When composer Linda Tutas Haugen ’76 first walked under the wind chimes of St. Olaf's Memorial Tower, she was struck by the special memorial to students who have passed away while enrolled at the college. At the time, she was working on a composition commissioned by the National Kidney Foundation. “I was searching for another dimension to add to the standard instrumentation of the orchestra,” she says.

Now, eight years later, the chimes will be used outside the tower for a performance of her piece, Transformations of Darkness and Light, to be played Sunday by the St. Olaf Orchestra (the concert will be streamed live and archived online). The performance will conclude Give to Life Week, a series of interdisciplinary events that aim to raise awareness about organ donation.

Twenty-one sets of chimes made by Woodstock Percussion hang in the Scandinavian-style wooden tower built in 2003. The chimes are tuned to the key of D to ring the harmonies of the hymn Beautiful Savior, and are engraved with the names of the students they commemorate, some of whom were organ donors.

“I was struggling with how to express this other-worldly part of [the piece],” says Haugen, a resident of nearby Burnsville. “I allowed myself to be open to all kinds of instrumentation.” After inquiring about the chimes, she was granted permission to use them in her piece — a crucial part to the work as a whole. “They symbolize the spirituality of the whole composition and the essence of the organ donors,” she says.

The St. Olaf Memorial Tower was built by a team of staff and faculty to honor students who have died while enrolled at the college (listen now).

In addition to St. Olaf’s chimes, several other sets from the same maker will line the aisles of Boe Memorial Chapel for the performance.
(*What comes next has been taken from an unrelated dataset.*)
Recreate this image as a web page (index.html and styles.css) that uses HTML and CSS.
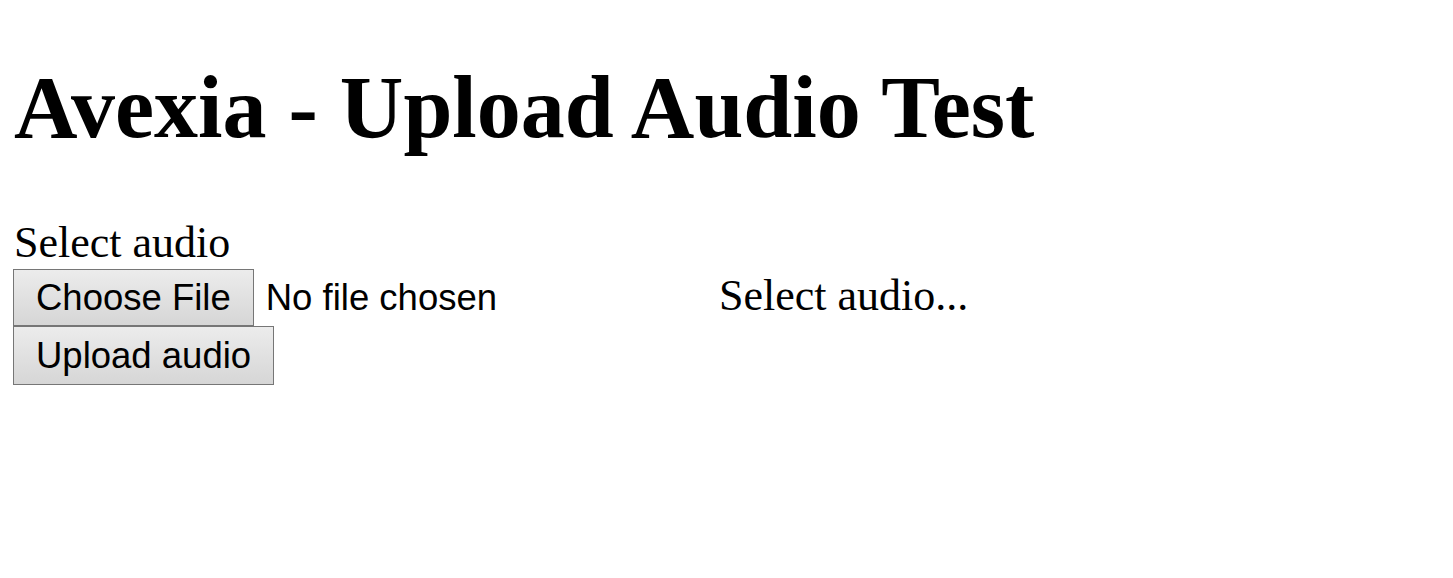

Eight members from the St. Olaf community, each having a connection to organ donation or the construction of Memorial Tower, will ring the bells.

Transformations of Darkness and Light was first commissioned by the National Kidney Foundation to celebrate the 50th anniversary of the first successful organ transplant in 1954. It premiered in 2004 at the U.S. Transplant Games at the University of Minnesota. Haugen says the “Give to Life Week" grew out of her and Professor of Music Steven Amundson’s desire to see the piece performed at St. Olaf. “Along with that came the question, ‘what could we do to further the cause of organ and tissue donation awareness?’” she says.

The week's special events all included a chapel talk by Haugen, and will conclude with Sunday's performance by the orchestra.